Alguns anos atrás eu desafiei meu amigo e professor, hoje meu confrade na AML, Sebastião Moreira Duarte para, junto comigo escrever a biografia de meu pai. Ele, é claro, faria a parte mais difícil, a pesquisa, e eu colocaria os floreios, os fatos pitorescos da vida daquele que gostava de ser chamado de “caboclo do vale do Pindaré, acostumado a comer tapiáca e mandubé”.
Meu pai era filho de Elias e Maria Haickel, dois primos que vieram para o Brasil para fugir das privações de um Líbano recém-nascido, mas sob o julgo francês e britânico.
Meus avós vieram de Zahle, como quase todos os libaneses do Maranhão e meu pai só não era um libanês legítimo porque nasceu às portas do Engenho Central da Companhia Progresso Agrícola, às margens do rio “anzol”, Pindaré, em tupi-guarani, então município de São Pedro.
Sebastião começou a fazer a pesquisa, conversou com muitos dos amigos, contemporâneos e até adversários de meu pai, mas chegou num ponto em que empacou. É que Sebastião, mix de xeique mulçumano, rabino judeu, bispo anglicano, acende uma vela para um trabalho, uma lamparina para outro, um petromax para um terceiro e ainda pede uma ajudinha da Cemar para iluminar as importantes publicações que coordena para o Instituto Geia.
Ele faz tanta coisa ao mesmo tempo, que seu último trabalho, que deverá ser realizado com a ajuda do não menos talentoso jornalista Itevaldo Júnior, no qual mostrará a vida de um homem incomum de nossa história contemporânea, o ex-deputado Rubens Pereira, deverá ser concluído antes da biografia de meu pai. Por isso quero aproveitar a oportunidade para sugerir ao mestre Bastião que convoquemos mais dois soldados para essa batalha, o mesmo Itevaldo e o nosso confrade Benedito Buzar, memória viva de seu tempo. Acho que nós quatro daremos conta, a contento, de colocar no papel o que fez Nagib Haickel enquanto por aqui esteve.
Por falar no que fez Nagib Haickel, agora há pouco me lembrei de uma de suas sacadas fenomenais. Estávamos de férias no sítio que tínhamos no então longínquo Angelim, onde hoje é toda aquela imensa área do Residencial Pinheiros.
Para chegarmos lá, nos idos de 1969, era uma verdadeira viagem. Passávamos por riachos paradisíacos onde piabinhas voavam na água cristalina. O cheiro de manga, cajú, goiaba e tangerina, invadia pelas narinas nossas almas, enquanto pelos olhos éramos invadidos pela luz do sol refletida primeiro nas nuvens, depois da chuva fina, e em seguida pelas copas das árvores, que balançavam ao vento matinal. Numa daquelas tardes, meu pai, depois de uma de nossas partidas de futebol, em um campinho feito de areia tirada do rio que tínhamos no sítio, foi tomar banho em um enorme chuveiro que ele mandara fazer especialmente para sentir como se estivesse na chuva.

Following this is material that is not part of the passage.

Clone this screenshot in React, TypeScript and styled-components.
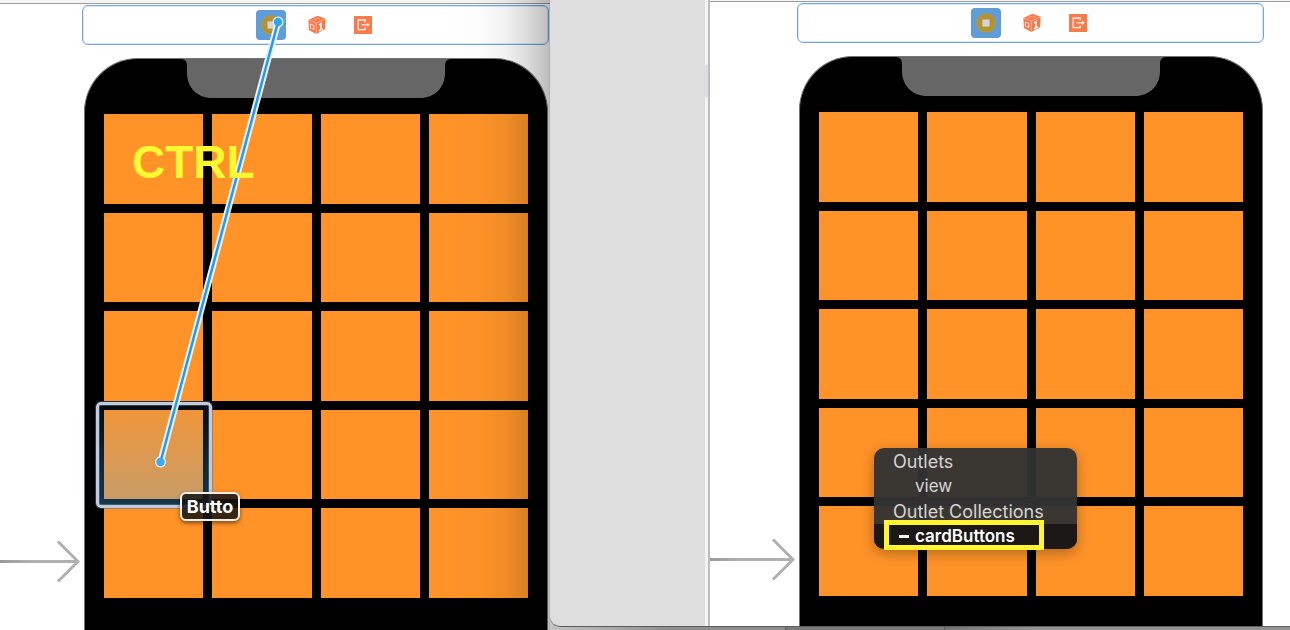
import React from 'react';
import styled, { createGlobalStyle } from 'styled-components';

const GlobalStyle = createGlobalStyle`
  * { box-sizing: border-box; }
  body {
    margin: 0;
    background: #fff;
    font-family: Inter, "Liberation Sans", sans-serif;
  }
  button { font: inherit; margin: 0; padding: 0; border: 0; }
`;

const Desktop = styled.main`
  display: grid;
  grid-template-columns: 550px minmax(0, 1fr);
  height: 100vh;
  min-height: 630px;
  overflow: hidden;
`;

const BackWindow = styled.section`
  position: relative;
  display: flex;
  min-width: 0;
  overflow: hidden;
`;

const EdgeShade = styled.div`
  position: absolute;
  top: 0;
  right: 0;
  bottom: 0;
  width: 100px;
  border-right: 1px solid rgba(0, 0, 0, 0.3);
  background: linear-gradient(
    to right,
    rgba(0, 0, 0, 0) 0%,
    rgba(0, 0, 0, 0.01) 30%,
    rgba(0, 0, 0, 0.05) 55%,
    rgba(0, 0, 0, 0.14) 78%,
    rgba(0, 0, 0, 0.26) 100%
  );
  pointer-events: none;
`;

const FrontArea = styled.div`
  display: flex;
  min-width: 0;
  padding-bottom: 3px;
  background: linear-gradient(to right, #c4c4c4 0, #8e8e8e 120px, #8e8e8e 235px, #555 235px, #7c7c7c 237px, #7c7c7c 394px, #555 394px, #767676 396px, #949494 480px);
`;

const FrontWindow = styled.section`
  position: relative;
  display: flex;
  flex: 1;
  min-width: 0;
  overflow: hidden;
  background: #dedede;
  border-bottom: 1px solid #5c5c5c;
  border-bottom-left-radius: 10px;
`;

const Sidebar = styled.aside`
  flex: 0 0 155px;
`;

const Gutter = styled.div`
  flex: 0 0 5px;
  padding-top: 65px;
  background: #f3f3f6;
  border-right: 2px solid #bdbdbd;
`;

const GutterMark = styled.div`
  height: 32px;
  background: #dddde8;
`;

const Canvas = styled.div`
  display: flex;
  flex: 1;
  flex-direction: column;
  min-width: 0;
  background: #fff;
`;

const TopEdge = styled.div<{ $height: number }>`
  flex: 0 0 ${p => p.$height}px;
  background: #f4f5f4;
  border-bottom: 1px solid #9c9c9c;
`;

const Scene = styled.div`
  display: flex;
  flex: 1;
  min-height: 0;
`;

const ArrowColumn = styled.div<{ $width: number }>`
  display: flex;
  flex: 0 0 ${p => p.$width}px;
  align-items: flex-start;
  justify-content: flex-end;
  padding: 535px 2px 0 0;
`;

const ArrowStem = styled.div`
  flex: 1;
  height: 3px;
  margin-top: 21px;
  background: linear-gradient(to right, #9a9a9a, #b0b0b0 30px);
`;

const Stage = styled.div`
  display: flex;
  flex: 0 0 467px;
  flex-direction: column;
  gap: 13px;
  padding-top: 1px;
`;

const Dock = styled.div`
  display: flex;
  flex: 0 0 40px;
  align-items: center;
  justify-content: center;
  gap: 16px;
  padding-left: 2px;
  border: 1px solid #6ea7e2;
  border-radius: 6px;
  box-shadow: inset 0 0 0 1px #d9e9f9;
`;

const DockButton = styled.button<{ $active?: boolean }>`
  display: flex;
  align-items: center;
  justify-content: center;
  width: 30px;
  height: 30px;
  border-radius: 4px;
  background: ${p => (p.$active ? '#5f9dd9' : 'transparent')};
`;

const Phone = styled.div`
  position: relative;
  flex: 1;
  width: 464px;
  margin-left: 2px;
  padding: 55px 19px 0;
  border: 1px solid #747474;
  border-bottom: 0;
  border-radius: 54px 54px 0 0;
  background: #000;
`;

const NotchShape = styled.svg`
  position: absolute;
  top: 0;
  left: 96px;
`;

const CardGrid = styled.div`
  display: grid;
  grid-template-columns: repeat(4, 1fr);
  grid-template-rows: repeat(5, 1fr);
  gap: 9px;
  height: 484px;
`;

const Card = styled.button`
  background: #ff9328;
`;

const SelectedFrame = styled.div`
  position: absolute;
  left: 96px;
  top: 402px;
  width: 116px;
  height: 106px;
  border: 3px solid #c3cbd8;
  border-radius: 5px;
  box-shadow: 0 0 0 1px rgba(70, 110, 170, 0.5), inset 0 0 0 1px rgba(120, 160, 210, 0.35);
  background: linear-gradient(rgba(71, 170, 255, 0.07), rgba(71, 180, 255, 0.31));
`;

const ConnectionLine = styled.svg`
  position: absolute;
  left: 0;
  top: 0;
`;

const KeyLabel = styled.div`
  position: absolute;
  left: 132px;
  top: 136px;
  color: #fff833;
  font: bold 46px/52px "Liberation Sans", Arial, sans-serif;
`;

const TargetLabel = styled.div`
  position: absolute;
  left: 180px;
  top: 492px;
  width: 60px;
  height: 29px;
  border: 2px solid #f4efe8;
  border-radius: 6px;
  background: rgba(22, 20, 18, 0.86);
  box-shadow: 0 2px 4px rgba(0, 0, 0, 0.5);
  color: #fff;
  font-size: 18px;
  font-weight: 700;
  line-height: 26px;
  text-align: center;
`;

const OutletMenu = styled.div`
  position: absolute;
  left: 324px;
  top: 448px;
  width: 203px;
  padding-top: 1px;
  border-radius: 10px;
  overflow: hidden;
  background: rgba(50, 50, 50, 0.96);
  box-shadow: 0 4px 14px rgba(0, 0, 0, 0.3);
`;

const MenuHeading = styled.div`
  padding-left: 19px;
  color: #d6d6d6;
  font-size: 18px;
  line-height: 25px;
`;

const MenuItem = styled.button<{ $active?: boolean }>`
  display: flex;
  align-items: center;
  width: 100%;
  height: 25px;
  padding-left: 25px;
  background: ${p => (p.$active ? '#1b1816' : 'transparent')};
  color: ${p => (p.$active ? '#fff' : '#d6d6d6')};
  font-size: 17px;
  font-weight: ${p => (p.$active ? 600 : 400)};
  line-height: 25px;
`;

const MenuMark = styled.span<{ $visible?: boolean }>`
  width: 10px;
  height: 3px;
  margin-right: 6px;
  background: ${p => (p.$visible ? '#fff' : 'transparent')};
`;

const Highlight = styled.div`
  position: absolute;
  left: 334px;
  top: 520px;
  width: 160px;
  height: 30px;
  border: 5px solid #fff533;
  pointer-events: none;
`;

function ControllerIcon() {
  return (
    <svg width="20" height="20" viewBox="0 0 20 20">
      <circle cx="10" cy="10" r="9.8" fill="#b8952f" />
      <circle cx="10" cy="10" r="7.4" fill="none" stroke="#ad8d36" />
      <rect x="6" y="6" width="8" height="8" fill="#d5d5d2" stroke="#a08c50" strokeWidth="0.8" />
    </svg>
  );
}

function ResponderIcon() {
  return (
    <svg width="18" height="20" viewBox="0 0 18 20">
      <path d="M9.6 .8 17.6 3.8 17.2 14 8.4 19 .9 15.1 .4 5Z" fill="#f9784b" />
      <path d="M.5 5 8.2 8 17.5 3.9M8.2 8V18.8" fill="none" stroke="#ffc4ae" strokeWidth="0.7" />
      <path d="M2.4 9 5.8 10.3V14.6L2.4 13Z" fill="none" stroke="#ffe0d4" strokeWidth="1" />
      <path d="M10.8 10 12.9 8.6V15M10.8 15.8 14.8 13.8" fill="none" stroke="#fff" strokeWidth="1.5" />
      <path d="M5.5 4.7 9.5 3.2 12.5 4.3" fill="none" stroke="#ffb294" strokeWidth="0.8" />
    </svg>
  );
}

function ExitIcon() {
  return (
    <svg width="18" height="18" viewBox="0 0 18 18">
      <rect width="18" height="18" fill="#fa7a49" />
      <path d="M11.2 6.4V4H4.2V13.6H11.2V11.2" fill="none" stroke="#fff0e9" strokeWidth="1.3" />
      <path d="M7.5 8.8H14.6" stroke="#fff0e9" strokeWidth="1.3" />
      <path d="M13 6.5 15.8 8.8 13 11.1Z" fill="#fff0e9" />
    </svg>
  );
}

function EntryArrow({ width }: { width: number }) {
  return (
    <ArrowColumn $width={width}>
      <ArrowStem />
      <svg width="24" height="45" viewBox="0 0 24 45">
        <path d="M2 2.5 22 22.5 2 42.5M0 22.5H22" fill="none" stroke="#b0b0b0" strokeWidth="3" />
      </svg>
    </ArrowColumn>
  );
}

function Storyboard({ edge, arrow }: { edge: number; arrow: number }) {
  return (
    <Canvas>
      <TopEdge $height={edge} />
      <Scene>
        <EntryArrow width={arrow} />
        <Stage>
          <Dock>
            <DockButton $active aria-label="View Controller"><ControllerIcon /></DockButton>
            <DockButton aria-label="First Responder"><ResponderIcon /></DockButton>
            <DockButton aria-label="Exit"><ExitIcon /></DockButton>
          </Dock>
          <Phone>
            <NotchShape width="270" height="40" viewBox="0 0 270 40">
              <path d="M0 0Q6 0 6 7V14C6 29 17 39 31 39H239C253 39 264 29 264 14V7Q264 0 270 0Z" fill="#666" />
            </NotchShape>
            <CardGrid>
              {Array.from({ length: 20 }, (_, i) => (
                <Card key={i} aria-label={`Card ${i + 1}`} />
              ))}
            </CardGrid>
          </Phone>
        </Stage>
      </Scene>
    </Canvas>
  );
}

export default function App() {
  return (
    <>
      <GlobalStyle />
      <Desktop>
        <BackWindow>
          <Storyboard edge={4} arrow={82} />
          <EdgeShade />
          <SelectedFrame />
          <ConnectionLine width="300" height="480" viewBox="0 0 300 480">
            <path d="M278 22 160.500 462" stroke="#eef1f3" strokeWidth="6.500" />
            <circle cx="278" cy="22" r="5.500" fill="#eef1f3" />
            <circle cx="160.500" cy="462" r="5.500" fill="#eef1f3" />
            <path d="M278 22 160.500 462" stroke="#1c9cf6" strokeWidth="2.500" />
            <circle cx="278" cy="22" r="4.200" fill="#2ea5f8" />
            <circle cx="160.500" cy="462" r="4.200" fill="#3aa9f8" />
          </ConnectionLine>
          <KeyLabel>CTRL</KeyLabel>
          <TargetLabel>Butto</TargetLabel>
        </BackWindow>
        <FrontArea>
          <FrontWindow>
            <Sidebar />
            <Gutter><GutterMark /></Gutter>
            <Storyboard edge={2} arrow={87} />
            <OutletMenu>
              <MenuHeading>Outlets</MenuHeading>
              <MenuItem><MenuMark />view</MenuItem>
              <MenuHeading>Outlet Collections</MenuHeading>
              <MenuItem $active><MenuMark $visible />cardButtons</MenuItem>
            </OutletMenu>
            <Highlight />
          </FrontWindow>
        </FrontArea>
      </Desktop>
    </>
  );
}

Ele observou que dona Nazaré estava lavando as panelas usadas no almoço, abaixo do dique que ele construíra para represar o rio e transformá-lo em uma piscina para nosso maior deleite. Ele ficou olhando para ela por uns 30 segundos, imóvel, como quase nunca fazia. De repente ele me gritou: “Pai!”- era eu – “vai lá onde dona Nazaré e pede para ela me emprestar uma de suas panelas, enche de areia bem fininha e limpa e traz aqui pra mim”.
Eu fui feito uma bala, sem saber pra que ele queria aquilo, mas fui. Trabalho feito, eu fiquei olhando para meu pai, observando o que faria. Ele sentou-se no tronco que ele mandara colocar próximo ao chuveiro, para que pudesse se ensaboar mais confortavelmente, pegou a panela cheia de areia e enterrou o sabonete Phêbo que usava dentro dela, fazendo assim o primeiro sabonete com esfoliante da história. Pelo menos da minha história.
Meu pai era assim. Começou a trabalhar aos 13 anos; Inventou entre nós a loja aberta 24 horas por dia, a Meruóca sem porta; pintou todos os postes de energia da cidade com o nome de sua empresa; comprou todos os telefones de uma das expansões da Telma para o bairro do Olho D’água, e todas as garrafas de cerveja e refrigerantes à venda na cidade. Quem quisesse telefones ou cascos de vidro teria que comprar dele; desafiou o poderoso monopólio de cimento de João Santos trazendo da Venezuela um navio carregado dessa mercadoria; foi o primeiro político a reconhecer o poder da radiodifusão, com seu programa A Voz do Vale do Pindaré e o poder do futebol, quando na presidência do Moto Clube levou o Papão do Norte pela primeira vez para o campeonato brasileiro; não pichava as paredes da cidade com propaganda política, pichava o chão, e justificava, “daqui a um mês os pneus dos ônibus e dos carros já apagaram tudo”.
Meu pai era assim e nem daqui a um século sua lembrança será apagada, pois vira e mexe escuto alguém contar uma de suas histórias.